In Mato Grosso do Sul, the Kaiowá branch of the Guaraní peoples are facing administrative and legal delays, and even the murder of their leaders, in their efforts to recover lands along the border with Paraguay, where many of their kin live.

The army is opposed to the demarcation of indigenous lands along the borders, alleging national security risks.

In fact, an "institutional globalisation" has taken place which obliges all people to organise themselves as national states. Such an imposition is also at the root of the vast tragedies in Africa.

This is related to diversity of a kind that has not yet been discussed even by the WSF, but is likely to be debated in Belém in 2009, as the Amazon region has a large indigenous population.

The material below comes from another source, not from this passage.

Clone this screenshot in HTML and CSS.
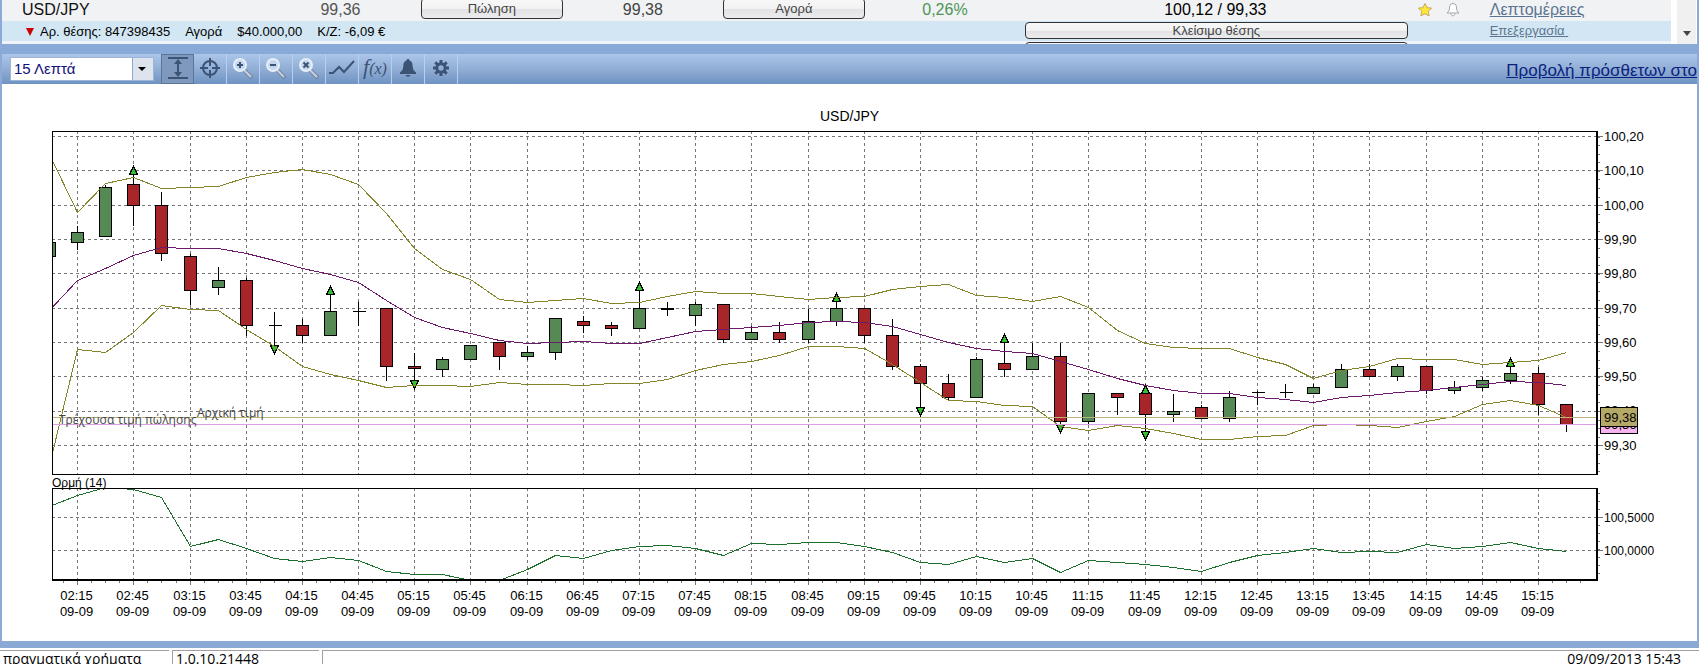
FILE: index.html
```html
<!DOCTYPE html>
<html lang="el">
<head>
    <meta charset="UTF-8">
    <meta name="viewport" content="width=device-width, initial-scale=1.0">
    <link rel="icon" href="data:,">
    <title>USD/JPY</title>
    <link rel="stylesheet" href="styles.css">
</head>
<body>
<div class="window">
    <!-- Instruments and open positions -->
    <div class="quotes">
        <table class="quotes-table">
            <colgroup>
                <col class="col-name">
                <col class="col-price">
                <col class="col-button">
                <col class="col-price2">
                <col class="col-button">
                <col class="col-price2">
                <col class="col-range">
                <col class="col-icons">
                <col class="col-link">
            </colgroup>
            <tr class="row-pair">
                <td class="name">USD/JPY</td>
                <td class="sell">99,36</td>
                <td><button type="button" class="trade-btn">Πώληση</button></td>
                <td class="center">99,38</td>
                <td><button type="button" class="trade-btn">Αγορά</button></td>
                <td class="center change">0,26%</td>
                <td class="center range">100,12 / 99,33</td>
                <td class="icons">
                    <svg width="16" height="16" viewBox="0 0 16 16"><path d="M8 1.5l2 4.1 4.6.6-3.4 3.1.9 4.6L8 11.8l-4.1 2.1.9-4.6L1.4 6.2 6 5.6z" fill="#ffe63c" stroke="#c9a758" stroke-width="1"/></svg>
                    <svg width="16" height="16" viewBox="0 0 16 16"><path d="M8 1.5c-3 0-3.500 2.500-3.500 4.500 0 2.500-1 3.500-2.500 5h12c-1.500-1.500-2.500-2.500-2.500-5 0-2-.5-4.500-3.500-4.500zM6 11.500c0 3 4 3 4 0" fill="#fff" stroke="#a5a5a8" stroke-width="1"/></svg>
                </td>
                <td class="links"><a href="#" class="details">Λεπτομέρειες</a></td>
            </tr>
            <tr class="row-position">
                <td colspan="6">
                    <div class="position">
                        <span class="down"></span>
                        <span class="pos-number">Αρ. θέσης: 847398435</span>
                        <span>Αγορά</span>
                        <span>$40.000,00</span>
                        <span>Κ/Ζ: -6,09 €</span>
                    </div>
                </td>
                <td class="close-cell"><button type="button" class="trade-btn close-btn">Κλείσιμο θέσης</button></td>
                <td></td>
                <td class="links"><a href="#" class="edit">Επεξεργασία&nbsp;</a></td>
            </tr>
            <tr class="row-next">
                <td colspan="6"></td>
                <td class="close-cell"><button type="button" class="trade-btn close-btn" aria-label="Κλείσιμο"></button></td>
                <td></td>
                <td></td>
            </tr>
        </table>
        <div class="scrollbar"><span class="scroll-arrow"></span></div>
    </div>

    <!-- Chart toolbar -->
    <div class="toolbar">
        <div class="period">
            <select aria-label="Περίοδος">
                <option>15 Λεπτά</option>
            </select>
        </div>
        <div class="tools">
            <button type="button" class="tool pressed" aria-label="Κλίμακα">
                <svg width="22" height="24" viewBox="0 0 22 24"><path d="M1 2h20M1 22h20M11 6v12" stroke="#3c5374" stroke-width="2"/><path d="M11 3l4 5H7zM11 21l4-5H7z" fill="#3c5374"/></svg>
            </button>
            <button type="button" class="tool" aria-label="Σταυρόνημα">
                <svg width="22" height="22" viewBox="0 0 22 22" fill="none" stroke="#3c5374"><circle cx="11" cy="11" r="7" stroke-width="2"/><path d="M11 1v8M11 13v8M1 11h8M13 11h8" stroke-width="2"/></svg>
            </button>
            <button type="button" class="tool" aria-label="Μεγέθυνση">
                <svg width="24" height="24" viewBox="0 0 24 24"><path d="M13 14l8 8" stroke="#7588a6" stroke-width="4"/><path d="M13 14l7 7" stroke="#c5d0e0" stroke-width="2"/><circle cx="9" cy="9" r="6" fill="#c3d8ee" stroke="#e6eff8" stroke-width="2"/><path d="M6 9h6M9 6v6" stroke="#3c5374" stroke-width="2"/></svg>
            </button>
            <button type="button" class="tool" aria-label="Σμίκρυνση">
                <svg width="24" height="24" viewBox="0 0 24 24"><path d="M13 14l8 8" stroke="#7588a6" stroke-width="4"/><path d="M13 14l7 7" stroke="#c5d0e0" stroke-width="2"/><circle cx="9" cy="9" r="6" fill="#c3d8ee" stroke="#e6eff8" stroke-width="2"/><path d="M6 9h6" stroke="#3c5374" stroke-width="2"/></svg>
            </button>
            <button type="button" class="tool" aria-label="Επαναφορά">
                <svg width="24" height="24" viewBox="0 0 24 24"><path d="M13 14l8 8" stroke="#7588a6" stroke-width="4"/><path d="M13 14l7 7" stroke="#c5d0e0" stroke-width="2"/><circle cx="9" cy="9" r="6" fill="#c3d8ee" stroke="#e6eff8" stroke-width="2"/><path d="M6.500 6.500l5 5M11.500 6.500l-5 5" stroke="#3c5374" stroke-width="2"/></svg>
            </button>
            <button type="button" class="tool" aria-label="Γραμμή">
                <svg width="28" height="22" viewBox="0 0 28 22"><path d="M1 16h4l6-6 5 5 10-11" fill="none" stroke="#3c5374" stroke-width="2"/></svg>
            </button>
            <button type="button" class="tool fx" aria-label="Δείκτες"><span class="fx-f">f</span><span class="fx-x">(x)</span></button>
            <button type="button" class="tool" aria-label="Ειδοποίηση">
                <svg width="18" height="20" viewBox="0 0 18 20" fill="#3c5374"><path d="M9 1c-1 0-1.500.6-1.500 1.500C4.500 3.500 4.500 6 4.200 9c-.2 2.500-1.200 4-3.200 5.500V16h16v-1.500c-2-1.500-3-3-3.200-5.500-.3-3-.3-5.500-3.300-6.500C10.500 1.600 10 1 9 1z"/><path d="M6.500 17h5c-.6 2.300-4.400 2.300-5 0z"/></svg>
            </button>
            <button type="button" class="tool" aria-label="Ρυθμίσεις">
                <svg width="18" height="18" viewBox="0 0 18 18" fill="none" stroke="#3c5374"><circle cx="9" cy="9" r="4.200" stroke-width="3"/><path d="M9 1v3M9 14v3M1 9h3M14 9h3M3.300 3.300l2.200 2.200M12.500 12.500l2.200 2.200M14.700 3.300l-2.200 2.200M5.500 12.500l-2.200 2.200" stroke-width="3"/></svg>
            </button>
        </div>
        <a href="#" class="more">Προβολή πρόσθετων στο</a>
    </div>

    <div class="chart" id="chart"></div>
</div>

<div class="statusbar">
    <div class="cell account">πραγματικά χρήματα</div>
    <div class="cell version">1.0.10.21448</div>
    <div class="cell clock">09/09/2013 15:43</div>
</div>
<script src="chart.js"></script>
</body>
</html>
```
FILE: styles.css
```css
body {
    margin: 0;
    background-color: #fff;
    font-family: "Liberation Sans", Arial, sans-serif;
    font-size: 13px;
    color: #000;
    overflow: hidden;
}

.window {
    border-left: 2px solid #8da9d9;
    border-right: 2px solid #8da9d9;
    border-bottom: 7px solid #8aa9d5;
}

/* Quotes list, scrolled a little so its last row is cut */
.quotes {
    display: flex;
    height: 44px;
    overflow: hidden;
    align-items: flex-end;
    border-bottom: 10px solid #89a9d6;
}
.quotes-table {
    flex: 1;
    table-layout: fixed;
    border-collapse: collapse;
    align-self: flex-start;
    margin-top: -2px;
}
.quotes-table td {
    padding: 0;
    vertical-align: top;
    white-space: nowrap;
}
.col-name { width: 18.9%; }
.col-price { width: 6%; }
.col-button { width: 8.9%; }
.col-price2 { width: 9.2%; }
.col-range { width: 23.2%; }
.col-icons { width: 4.6%; }
.col-link { width: 11.1%; }

.row-pair {
    height: 23px;
    background-color: #f1f2f4;
    font-size: 16px;
    line-height: 23px;
    color: #444;
}
.row-pair .name {
    padding-left: 20px;
    color: #111;
}
.row-pair .sell {
    padding-left: 3px;
    color: #555;
}
.row-pair .center { text-align: center; }
.row-pair .change { color: #4d9554; }
.row-pair .range { color: #000; }
.row-pair .icons {
    padding-left: 8px;
    line-height: 0;
}
.icons svg {
    margin: 4px 8px 0 0;
}

.row-position {
    height: 20px;
    background-color: #d2e7f3;
}
.row-next {
    height: 20px;
    background-color: #f0f4f8;
}
.position {
    display: flex;
    align-items: center;
    gap: 15px;
    padding: 1px 0 0 24px;
    line-height: 19px;
}
.down {
    border-left: 4px solid transparent;
    border-right: 4px solid transparent;
    border-top: 8px solid #c00;
}
.pos-number { margin-left: -9px; }

.trade-btn {
    display: block;
    box-sizing: border-box;
    width: 142px;
    max-width: 100%;
    height: 21px;
    margin: 0 auto;
    padding: 0;
    border: 1px solid #333;
    border-radius: 4px;
    background: linear-gradient(#f8f8f9, #f2f2f3 50%, #e2e2e4 52%, #ececee);
    font-family: inherit;
    font-size: 13px;
    line-height: 19px;
    color: #444;
    cursor: pointer;
}
.close-btn {
    width: 100%;
    height: 17px;
    line-height: 14px;
}
.quotes-table .close-cell { padding: 1px 1px 0 3px; }
.quotes-table .links { padding-left: 4px; }

.details,
.edit { color: #5b7590; }
.edit { line-height: 20px; }

.scrollbar {
    width: 19px;
    height: 44px;
    margin-left: 6px;
    border-right: 1px solid #fff;
    background-color: #f0f0f0;
    display: flex;
    align-items: flex-end;
    justify-content: center;
}
.scroll-arrow {
    margin-bottom: 8px;
    border-left: 4px solid transparent;
    border-right: 4px solid transparent;
    border-top: 5px solid #444;
}

/* Toolbar */
.toolbar {
    display: flex;
    align-items: center;
    height: 30px;
    background: linear-gradient(#abc6e9, #8eabd3 55%, #6e93c2);
}
.period {
    position: relative;
    flex: none;
    width: 144px;
    height: 24px;
    margin-left: 8px;
}
.period select {
    appearance: none;
    width: 100%;
    height: 100%;
    padding: 0 24px 2px 3px;
    border: 1px solid #9db6d8;
    border-radius: 0;
    background: linear-gradient(to right, #fff 121px, #8da9d0 121px, #8da9d0 122px, #dde4ee 122px);
    font-family: inherit;
    font-size: 15px;
    color: #10107a;
}
.period::after {
    content: "";
    position: absolute;
    right: 8px;
    top: 10px;
    border-left: 4px solid transparent;
    border-right: 4px solid transparent;
    border-top: 4px solid #000;
    pointer-events: none;
}
.tools {
    display: flex;
    align-self: stretch;
    margin-left: 7px;
}
.tool {
    display: flex;
    align-items: center;
    justify-content: center;
    box-sizing: border-box;
    width: 33px;
    padding: 0 0 2px;
    border: 0;
    border-right: 1px solid #b7d0ef;
    background: none;
    cursor: pointer;
}
.tool.pressed {
    border: 1px solid #5d7499;
    background-color: #7f98bd;
}
.fx {
    align-items: baseline;
    font-family: "Liberation Serif", serif;
    font-style: italic;
    color: #3c5374;
}
.fx-f {
    font-size: 22px;
    line-height: 26px;
}
.fx-x { font-size: 16px; }
.more {
    flex: none;
    margin-left: auto;
    white-space: nowrap;
    font-size: 17px;
    line-height: 20px;
    padding-top: 3px;
    color: #0a1f80;
}

/* Chart */
.chart svg {
    display: block;
    shape-rendering: crispEdges;
}
.chart text { font-size: 13px; }
.chart .title { font-size: 14px; }
.chart .study { font-size: 12px; }
.chart .note {
    font-family: "Open Sans", sans-serif;
    font-size: 12px;
    fill: #444;
}
.frame {
    fill: none;
    stroke: #000;
}
.axis {
    stroke: #000;
    stroke-width: 2;
}
.grid {
    stroke: #777;
    stroke-dasharray: 3 3;
}
.tick { stroke: #777; }
.wick { stroke: #000; }
.up, .down-body { stroke: #000; }
.up { fill: #568a54; }
.down-body { fill: #a8262a; }
.arrow {
    fill: #2fc42f;
    stroke: #000;
}
.band, .middle, .momentum { fill: none; }
.band { stroke: #84842a; }
.middle { stroke: #6c1a6c; }
.momentum { stroke: #1d6f2b; }
.line-open { stroke: #bdb07a; }
.line-sell { stroke: #dda0e6; }
.tag-open { fill: #b5a968; stroke: #000; }
.tag-sell { fill: #f8b4f0; stroke: #000; }

/* Status bar */
.statusbar {
    display: flex;
    gap: 3px;
    margin-top: 2px;
    font-family: "Open Sans", sans-serif;
    font-size: 14px;
    line-height: 16px;
}
.cell {
    box-sizing: border-box;
    border-top: 1px solid #a59fa5;
    padding-left: 3px;
    white-space: nowrap;
}
.account { width: 169px; }
.version {
    width: 147px;
    border-left: 1px solid #a59fa5;
}
.clock {
    flex: 1;
    border-left: 1px solid #a59fa5;
    padding-right: 18px;
    text-align: right;
}
```
FILE: chart.js
```js
// open, close, high, low, signal (u - arrow above, d - arrow below, b - both)
const candles = [
    [99.85, 99.89, 99.89, 99.85], [99.89, 99.92, 99.94, 99.87], [99.91, 100.05, 100.06, 99.91],
    [100.06, 100.00, 100.09, 99.94, 'u'], [100.00, 99.86, 100.04, 99.84], [99.85, 99.75, 99.86, 99.71],
    [99.76, 99.78, 99.82, 99.74], [99.78, 99.65, 99.79, 99.62], [99.65, 99.65, 99.69, 99.59, 'd'],
    [99.65, 99.62, 99.67, 99.60], [99.62, 99.69, 99.74, 99.62, 'u'], [99.69, 99.69, 99.72, 99.65],
    [99.70, 99.53, 99.70, 99.49], [99.53, 99.525, 99.57, 99.49, 'd'], [99.52, 99.55, 99.56, 99.50],
    [99.55, 99.59, 99.59, 99.55], [99.60, 99.56, 99.60, 99.52], [99.56, 99.57, 99.59, 99.55],
    [99.57, 99.67, 99.67, 99.55], [99.66, 99.65, 99.68, 99.63], [99.65, 99.64, 99.66, 99.62],
    [99.64, 99.70, 99.75, 99.64, 'u'], [99.70, 99.695, 99.72, 99.68], [99.68, 99.71, 99.72, 99.65],
    [99.71, 99.61, 99.71, 99.60], [99.61, 99.63, 99.65, 99.61], [99.63, 99.61, 99.66, 99.60],
    [99.61, 99.66, 99.70, 99.60], [99.66, 99.70, 99.72, 99.65, 'u'], [99.70, 99.62, 99.70, 99.60],
    [99.62, 99.53, 99.67, 99.52], [99.53, 99.48, 99.54, 99.41, 'd'], [99.48, 99.44, 99.51, 99.43],
    [99.44, 99.55, 99.56, 99.44], [99.54, 99.52, 99.60, 99.50, 'u'], [99.52, 99.56, 99.60, 99.52],
    [99.56, 99.37, 99.60, 99.36, 'd'], [99.37, 99.45, 99.45, 99.36], [99.45, 99.44, 99.45, 99.39],
    [99.45, 99.39, 99.45, 99.34, 'b'], [99.39, 99.40, 99.45, 99.37], [99.41, 99.38, 99.42, 99.38],
    [99.38, 99.44, 99.46, 99.37], [99.455, 99.455, 99.46, 99.42], [99.455, 99.455, 99.48, 99.44],
    [99.45, 99.47, 99.48, 99.45], [99.47, 99.52, 99.54, 99.47], [99.52, 99.50, 99.54, 99.50],
    [99.50, 99.53, 99.54, 99.49], [99.53, 99.46, 99.53, 99.45], [99.46, 99.47, 99.49, 99.45],
    [99.47, 99.49, 99.50, 99.46], [99.49, 99.51, 99.53, 99.48, 'u'], [99.51, 99.42, 99.53, 99.39],
    [99.42, 99.36, 99.42, 99.34]
];

// Study samples, one per candle, in thirds of a pixel downwards
const upper = [103,276,190,172,206,202,199,172,157,148,163,193,281,384,449,477,537,547,541,535,550,547,529,514,519,520,528,538,533,528,508,499,492,525,533,544,529,562,630,669,681,685,685,711,733,776,750,739,715,718,718,733,727,721,697];
const middle = [572,482,445,405,382,385,385,400,422,445,463,487,541,592,623,640,661,670,667,664,670,670,652,634,628,622,616,608,604,608,619,643,667,685,693,700,724,748,775,796,811,820,821,832,838,847,832,826,818,811,802,794,784,787,796];
const lower = [1036,688,697,636,557,567,572,628,680,739,764,781,802,796,796,799,787,793,793,796,790,790,777,750,733,723,706,680,680,686,733,788,841,845,856,860,920,931,916,925,940,958,958,949,946,915,913,915,922,904,890,853,841,856,893];
const momentum = [139,106,83,89,112,259,238,265,295,304,292,301,333,343,343,361,361,328,286,295,271,259,256,265,287,250,253,247,247,259,277,307,313,289,307,295,337,301,307,313,323,334,308,287,277,265,277,273,277,253,265,259,247,265,273];

const HEIGHT = 557;
const LEFT = 50;
const TOP = 47, BOTTOM = 390;
const MTOP = 404, MBOTTOM = 496;

function priceY(p) {
    return Math.round(52 + (100.2 - p) * 343.3) + 0.5;
}

function line(x1, y1, x2, y2, cls) {
    return `<line x1="${x1}" y1="${y1}" x2="${x2}" y2="${y2}" class="${cls}"/>`;
}

function text(x, y, str, cls = '', anchor = 'start') {
    return `<text x="${x}" y="${y}" class="${cls}" text-anchor="${anchor}">${str}</text>`;
}

function draw() {
    const box = document.getElementById('chart');
    const width = box.clientWidth;
    const right = width - 100;
    const step = (right - LEFT) / 55;
    const x = i => Math.floor(LEFT + step * (i + 0.915)) + 0.5;
    const path = (data, offset, cls) => {
        const pts = data.map((v, i) => `${x(i - 1)},${Math.floor(v / 3 + offset) + 0.5}`);
        return `<polyline points="${pts.join(' ')}" class="${cls}"/>`;
    };
    let out = '';

    // grid and price scale
    for (let n = 0; n < 10; n++) {
        const p = 100.2 - n * 0.1;
        const y = priceY(p);
        out += line(LEFT, y, right, y, 'grid');
        out += line(right, y, right + 6, y, 'tick');
        // the 99,40 label gives way to the price tags
        if (n !== 8) {
            out += text(right + 7, y + 4, p.toFixed(2).replace('.', ','));
        }
    }
    for (let y = 52.5; y < BOTTOM; y += 8.58) {
        out += line(right, Math.round(y) + 0.5, right + 3, Math.round(y) + 0.5, 'tick');
    }
    [[433.5, '100,5000'], [466.5, '100,0000']].forEach(([y, label]) => {
        out += line(LEFT, y, right, y, 'grid');
        out += line(right, y, right + 6, y, 'tick');
        out += text(right + 7, y + 4, label, 'study');
    });
    for (let y = 409; y < MBOTTOM; y += 8) {
        out += line(right, y + 0.5, right + 3, y + 0.5, 'tick');
    }

    // time scale
    for (let i = 0; i <= 52; i += 2) {
        const minutes = 135 + i * 15;
        const time = String(Math.floor(minutes / 60)).padStart(2, '0') + ':' + minutes % 60;
        out += line(x(i), TOP, x(i), BOTTOM, 'grid');
        out += line(x(i), MTOP, x(i), MBOTTOM, 'grid');
        out += line(x(i), MBOTTOM, x(i), MBOTTOM + 5, 'tick');
        out += text(x(i) - 1, 516, time, '', 'middle');
        out += text(x(i) - 1, 532, '09-09', '', 'middle');
    }
    for (let i = -0.5; i < 54; i += 0.5) {
        out += line(x(i), MBOTTOM, x(i), MBOTTOM + 3, 'tick');
    }

    // candles
    let bodies = '';
    candles.forEach(([open, close, high, low, signal], n) => {
        const cx = x(n - 1);
        const top = priceY(Math.max(open, close));
        const bottom = priceY(Math.min(open, close));
        bodies += line(cx, priceY(high), cx, priceY(low), 'wick');
        if (open === close) {
            bodies += line(cx - 6, top, cx + 7, top, 'wick');
        } else {
            bodies += `<rect x="${cx - 6}" y="${top}" width="12" height="${bottom - top}" class="${close > open ? 'up' : 'down-body'}"/>`;
        }
        if (signal === 'u' || signal === 'b') {
            const y = priceY(high);
            bodies += `<path d="M${cx} ${y - 8}l4 8h-8z" class="arrow"/>`;
        }
        if (signal === 'd' || signal === 'b') {
            const y = priceY(low);
            bodies += `<path d="M${cx} ${y + 8}l4 -8h-8z" class="arrow"/>`;
        }
    });
    out += `<g clip-path="url(#pricePlot)">${bodies}`;
    out += path(upper, 36, 'band') + path(lower, 36, 'band') + path(middle, 36, 'middle');
    out += line(LEFT, 333.5, right, 333.5, 'line-open') + line(LEFT, 340.5, right, 340.5, 'line-sell');
    out += '</g>';
    out += `<g clip-path="url(#momentumPlot)">${path(momentum, 376, 'momentum')}</g>`;
    out += text(57, 340, 'Τρέχουσα τιμή πώλησης', 'note') + text(195, 333, 'Αρχική τιμή', 'note');

    // frames
    out += `<rect x="50.5" y="${TOP + 0.5}" width="${right - LEFT}" height="${BOTTOM - TOP}" class="frame"/>`;
    out += `<rect x="50.5" y="${MTOP + 0.5}" width="${right - LEFT}" height="${MBOTTOM - MTOP}" class="frame"/>`;
    out += line(right, TOP, right, BOTTOM + 1, 'axis') + line(right, MTOP, right, MBOTTOM + 1, 'axis');
    out += line(LEFT, MBOTTOM, right + 1, MBOTTOM, 'axis');

    // current price tags, the opening price lies over the sell price
    out += text(right + 7, 331, '99,40');
    out += `<rect x="${right + 3.5}" y="330.5" width="37" height="19" class="tag-sell"/>`;
    out += text(right + 7, 345, '99,36');
    out += `<rect x="${right + 3.5}" y="323.5" width="37" height="19" class="tag-open"/>`;
    out += text(right + 7, 338, '99,38');

    out += text((LEFT + right) / 2 + 25, 37, 'USD/JPY', 'title', 'middle');
    out += text(50, 403, 'Ορμή (14)', 'study');

    box.innerHTML = `<svg width="${width}" height="${HEIGHT}">
        <defs>
            <clipPath id="pricePlot"><rect x="${LEFT}" y="${TOP}" width="${right - LEFT}" height="${BOTTOM - TOP}"/></clipPath>
            <clipPath id="momentumPlot"><rect x="${LEFT}" y="${MTOP}" width="${right - LEFT}" height="${MBOTTOM - MTOP}"/></clipPath>
        </defs>${out}</svg>`;
}

draw();
window.addEventListener('resize', draw);
```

The world has always been complex, but the dominant forces and ideology were able to impose an apparent homogeneity by excluding or isolating those who were different, crushing their demands, and adopting inflexible "one size fits all" laws and a single educational system.

Diversity began to be established as a value and a natural principle quite recently, and in particular since the 1960s. It has been promoted by several activist movements, which have changed the world but, at the same time, fragmented societies.

This situation urges coordination and negotiations that are unlikely to prosper in hierarchical institutions. Open forums are the place where they can flourish.